Of course Jesse Jackson’s going to get results — most respectable people don’t want to deal with a shakedown artist.

Add the mix of Dallas County Commissioner John Wiley Price, the omnipresent Jesse Jackson, and the insufferable Geraldo Rivera all bleating about ‘poverty’ and ‘racism,’ and it looks like a scandal emerging.

Except that it wasn’t. The inept handling of Thomas Duncan occurred partly due to hospital error, but also largely due to his own misstatements.

He arrived by ambulance at Texas Health Presbyterian in Dallas on September 28, about 55 hours after he had first been discharged after complaining of headache and abdominal pain. It was thought that he had sinusitis. The nurse’s note indicating that he had arrived from Liberia did not make it to the doctor on the first visit, but on Duncan’s return the news reached Dr. Otto Javier Marquez-Kerguelen. And that’s where Duncan’s own deceit entered. The doctor’s notes reveal the following:

“Pt states he has not been to any rural areas or funerals recently. Pt denies any sick contacts. Pt denies chills. The pt does not do (sic) any other associated signs of sx (symptoms) at this time.”
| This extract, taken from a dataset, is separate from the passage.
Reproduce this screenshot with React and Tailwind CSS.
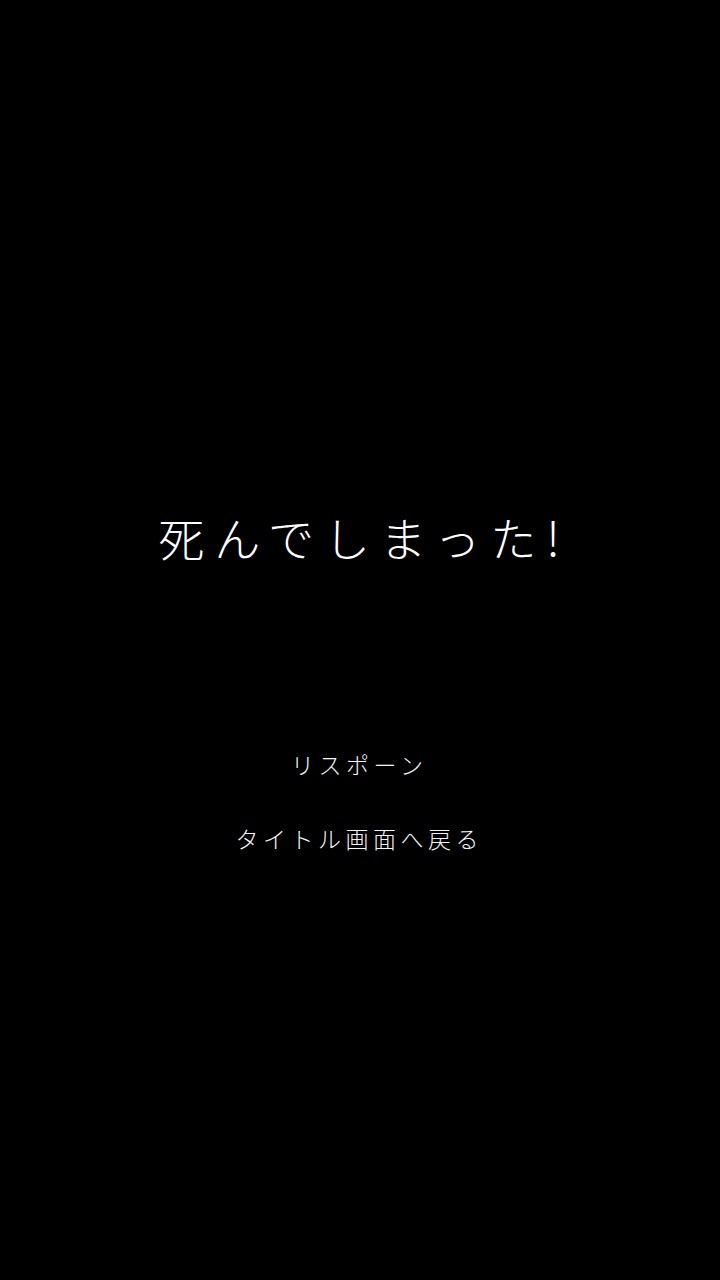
export default function App() {
  const jp = { fontFamily: '"Noto Sans CJK JP", "Noto Sans", sans-serif' };
  return (
    <div className="h-[1280px] w-full bg-black text-white flex flex-col items-center" style={jp}>
      {/* game over title */}
      <h1 className="mt-[508px] text-[46px] leading-[56px] font-light tracking-[10px] pl-[10px] mr-[2px]">
        死んでしまった!
      </h1>

      {/* menu */}
      <nav className="mt-[186px] flex flex-col items-center gap-[46px]">
        <button className="text-[23px] leading-[28px] font-light tracking-[4.5px] pl-[4.5px] mr-[6px] text-gray-100">
          リスポーン
        </button>
        <button className="text-[23px] leading-[28px] font-light tracking-[4.5px] pl-[4.5px] mr-[6px] text-gray-100">
          タイトル画面へ戻る
        </button>
      </nav>
    </div>
  );
}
Possible diagnoses were proposed to be malaria, gastroenteritis, influenza, or Ebola. County officials and the Centers for Disease Control were notified.

By evening Duncan was suffering from abdominal pain, projectile vomiting, and explosive diarrhea; fortunately he had been contained in isolation by that time. It was not until the afternoon of September 30 that the positive diagnosis of Ebola was made.

Meantime, damage to the liver and kidneys, and fluctuating glucose levels kept doctors in a mad rush to save the patient. On October 1, sepsis had set in. On October 3, his condition turned dire, slipping into massive organ failure just after midnight on October 4.

Rather than sloughing off their African patient, however, doctors contacted Chimerix, a small pharmaceutical company, to send out their experimental antiviral drug brincidofovir. Thomas Duncan was given the drug on the morning of October 4. But the use of the drug was to no avail; on the morning of October 8, Thomas Duncan died. His body was cremated.

Yes, the hospital erred in not properly sharing information about Duncan’s Liberian origin the first time he was admitted. But had Thomas Duncan been upfront and honest in providing his recent history in Liberia, he may have received the treatment he needed in a more timely manner. Maybe he would’ve even survived.

And we the public wouldn’t be plagued by the likes of Jesse Jackson and Geraldo Rivera trying to stoke racist fires where none ever existed.